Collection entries

>>

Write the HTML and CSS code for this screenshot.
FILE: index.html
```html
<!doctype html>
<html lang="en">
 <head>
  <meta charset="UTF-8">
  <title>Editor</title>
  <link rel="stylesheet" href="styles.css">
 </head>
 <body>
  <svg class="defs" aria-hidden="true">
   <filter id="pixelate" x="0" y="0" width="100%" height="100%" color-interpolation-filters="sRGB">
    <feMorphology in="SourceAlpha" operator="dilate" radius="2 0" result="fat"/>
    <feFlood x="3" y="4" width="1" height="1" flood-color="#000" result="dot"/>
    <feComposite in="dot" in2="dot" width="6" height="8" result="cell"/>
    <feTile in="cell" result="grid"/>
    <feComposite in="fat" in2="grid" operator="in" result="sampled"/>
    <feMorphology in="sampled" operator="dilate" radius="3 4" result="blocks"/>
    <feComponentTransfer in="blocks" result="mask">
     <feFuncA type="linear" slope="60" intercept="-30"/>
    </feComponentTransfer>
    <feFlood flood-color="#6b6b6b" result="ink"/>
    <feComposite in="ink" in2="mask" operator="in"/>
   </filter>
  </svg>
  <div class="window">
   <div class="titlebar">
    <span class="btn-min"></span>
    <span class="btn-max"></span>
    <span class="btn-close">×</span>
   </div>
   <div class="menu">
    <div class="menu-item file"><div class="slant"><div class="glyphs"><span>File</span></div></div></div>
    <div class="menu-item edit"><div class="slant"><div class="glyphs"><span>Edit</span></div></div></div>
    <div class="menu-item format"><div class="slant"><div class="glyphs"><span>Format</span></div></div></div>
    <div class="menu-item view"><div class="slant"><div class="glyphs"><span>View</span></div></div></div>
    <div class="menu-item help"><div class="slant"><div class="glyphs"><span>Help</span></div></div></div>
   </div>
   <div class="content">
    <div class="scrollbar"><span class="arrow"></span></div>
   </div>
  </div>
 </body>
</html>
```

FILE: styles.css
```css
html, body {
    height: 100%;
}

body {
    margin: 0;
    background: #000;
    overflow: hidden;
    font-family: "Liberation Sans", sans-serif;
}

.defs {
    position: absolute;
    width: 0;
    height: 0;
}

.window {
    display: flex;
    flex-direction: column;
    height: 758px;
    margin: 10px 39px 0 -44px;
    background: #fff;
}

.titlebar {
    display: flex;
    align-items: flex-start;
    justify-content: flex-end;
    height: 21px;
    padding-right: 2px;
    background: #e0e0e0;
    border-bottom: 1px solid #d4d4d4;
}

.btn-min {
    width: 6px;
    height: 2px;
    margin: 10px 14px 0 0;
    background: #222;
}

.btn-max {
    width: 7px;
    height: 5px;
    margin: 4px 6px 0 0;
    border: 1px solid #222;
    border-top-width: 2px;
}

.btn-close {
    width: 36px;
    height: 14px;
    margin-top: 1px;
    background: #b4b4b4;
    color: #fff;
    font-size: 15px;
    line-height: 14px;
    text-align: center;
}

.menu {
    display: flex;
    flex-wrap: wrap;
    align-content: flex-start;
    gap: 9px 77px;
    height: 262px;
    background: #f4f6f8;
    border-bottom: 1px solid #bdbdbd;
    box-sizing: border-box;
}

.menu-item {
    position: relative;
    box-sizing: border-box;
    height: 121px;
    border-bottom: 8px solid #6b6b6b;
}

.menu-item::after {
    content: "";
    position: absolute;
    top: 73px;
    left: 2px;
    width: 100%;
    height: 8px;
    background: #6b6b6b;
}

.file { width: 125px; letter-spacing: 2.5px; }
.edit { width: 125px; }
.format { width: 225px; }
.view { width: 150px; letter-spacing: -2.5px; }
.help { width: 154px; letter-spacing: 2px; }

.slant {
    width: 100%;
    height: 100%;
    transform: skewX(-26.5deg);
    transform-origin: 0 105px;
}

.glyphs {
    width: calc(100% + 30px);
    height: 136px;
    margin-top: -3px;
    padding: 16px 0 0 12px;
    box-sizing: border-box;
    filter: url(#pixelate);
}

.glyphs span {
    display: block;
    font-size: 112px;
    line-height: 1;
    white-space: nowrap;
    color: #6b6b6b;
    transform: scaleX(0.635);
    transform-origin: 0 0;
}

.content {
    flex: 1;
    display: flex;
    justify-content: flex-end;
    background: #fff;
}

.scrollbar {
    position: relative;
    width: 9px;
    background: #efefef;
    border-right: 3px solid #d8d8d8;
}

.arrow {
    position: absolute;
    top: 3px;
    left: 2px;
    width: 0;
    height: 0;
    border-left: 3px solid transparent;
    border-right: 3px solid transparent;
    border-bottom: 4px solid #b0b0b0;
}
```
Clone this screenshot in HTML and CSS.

<<

» Objective
Write out the entries above once more, without altering anything.

» Final result
Write the HTML and CSS code for this screenshot.
FILE: index.html
```html
<!doctype html>
<html lang="en">
 <head>
  <meta charset="UTF-8">
  <title>Editor</title>
  <link rel="stylesheet" href="styles.css">
 </head>
 <body>
  <svg class="defs" aria-hidden="true">
   <filter id="pixelate" x="0" y="0" width="100%" height="100%" color-interpolation-filters="sRGB">
    <feMorphology in="SourceAlpha" operator="dilate" radius="2 0" result="fat"/>
    <feFlood x="3" y="4" width="1" height="1" flood-color="#000" result="dot"/>
    <feComposite in="dot" in2="dot" width="6" height="8" result="cell"/>
    <feTile in="cell" result="grid"/>
    <feComposite in="fat" in2="grid" operator="in" result="sampled"/>
    <feMorphology in="sampled" operator="dilate" radius="3 4" result="blocks"/>
    <feComponentTransfer in="blocks" result="mask">
     <feFuncA type="linear" slope="60" intercept="-30"/>
    </feComponentTransfer>
    <feFlood flood-color="#6b6b6b" result="ink"/>
    <feComposite in="ink" in2="mask" operator="in"/>
   </filter>
  </svg>
  <div class="window">
   <div class="titlebar">
    <span class="btn-min"></span>
    <span class="btn-max"></span>
    <span class="btn-close">×</span>
   </div>
   <div class="menu">
    <div class="menu-item file"><div class="slant"><div class="glyphs"><span>File</span></div></div></div>
    <div class="menu-item edit"><div class="slant"><div class="glyphs"><span>Edit</span></div></div></div>
    <div class="menu-item format"><div class="slant"><div class="glyphs"><span>Format</span></div></div></div>
    <div class="menu-item view"><div class="slant"><div class="glyphs"><span>View</span></div></div></div>
    <div class="menu-item help"><div class="slant"><div class="glyphs"><span>Help</span></div></div></div>
   </div>
   <div class="content">
    <div class="scrollbar"><span class="arrow"></span></div>
   </div>
  </div>
 </body>
</html>
```

FILE: styles.css
```css
html, body {
    height: 100%;
}

body {
    margin: 0;
    background: #000;
    overflow: hidden;
    font-family: "Liberation Sans", sans-serif;
}

.defs {
    position: absolute;
    width: 0;
    height: 0;
}

.window {
    display: flex;
    flex-direction: column;
    height: 758px;
    margin: 10px 39px 0 -44px;
    background: #fff;
}

.titlebar {
    display: flex;
    align-items: flex-start;
    justify-content: flex-end;
    height: 21px;
    padding-right: 2px;
    background: #e0e0e0;
    border-bottom: 1px solid #d4d4d4;
}

.btn-min {
    width: 6px;
    height: 2px;
    margin: 10px 14px 0 0;
    background: #222;
}

.btn-max {
    width: 7px;
    height: 5px;
    margin: 4px 6px 0 0;
    border: 1px solid #222;
    border-top-width: 2px;
}

.btn-close {
    width: 36px;
    height: 14px;
    margin-top: 1px;
    background: #b4b4b4;
    color: #fff;
    font-size: 15px;
    line-height: 14px;
    text-align: center;
}

.menu {
    display: flex;
    flex-wrap: wrap;
    align-content: flex-start;
    gap: 9px 77px;
    height: 262px;
    background: #f4f6f8;
    border-bottom: 1px solid #bdbdbd;
    box-sizing: border-box;
}

.menu-item {
    position: relative;
    box-sizing: border-box;
    height: 121px;
    border-bottom: 8px solid #6b6b6b;
}

.menu-item::after {
    content: "";
    position: absolute;
    top: 73px;
    left: 2px;
    width: 100%;
    height: 8px;
    background: #6b6b6b;
}

.file { width: 125px; letter-spacing: 2.5px; }
.edit { width: 125px; }
.format { width: 225px; }
.view { width: 150px; letter-spacing: -2.5px; }
.help { width: 154px; letter-spacing: 2px; }

.slant {
    width: 100%;
    height: 100%;
    transform: skewX(-26.5deg);
    transform-origin: 0 105px;
}

.glyphs {
    width: calc(100% + 30px);
    height: 136px;
    margin-top: -3px;
    padding: 16px 0 0 12px;
    box-sizing: border-box;
    filter: url(#pixelate);
}

.glyphs span {
    display: block;
    font-size: 112px;
    line-height: 1;
    white-space: nowrap;
    color: #6b6b6b;
    transform: scaleX(0.635);
    transform-origin: 0 0;
}

.content {
    flex: 1;
    display: flex;
    justify-content: flex-end;
    background: #fff;
}

.scrollbar {
    position: relative;
    width: 9px;
    background: #efefef;
    border-right: 3px solid #d8d8d8;
}

.arrow {
    position: absolute;
    top: 3px;
    left: 2px;
    width: 0;
    height: 0;
    border-left: 3px solid transparent;
    border-right: 3px solid transparent;
    border-bottom: 4px solid #b0b0b0;
}
```
Clone this screenshot in HTML and CSS.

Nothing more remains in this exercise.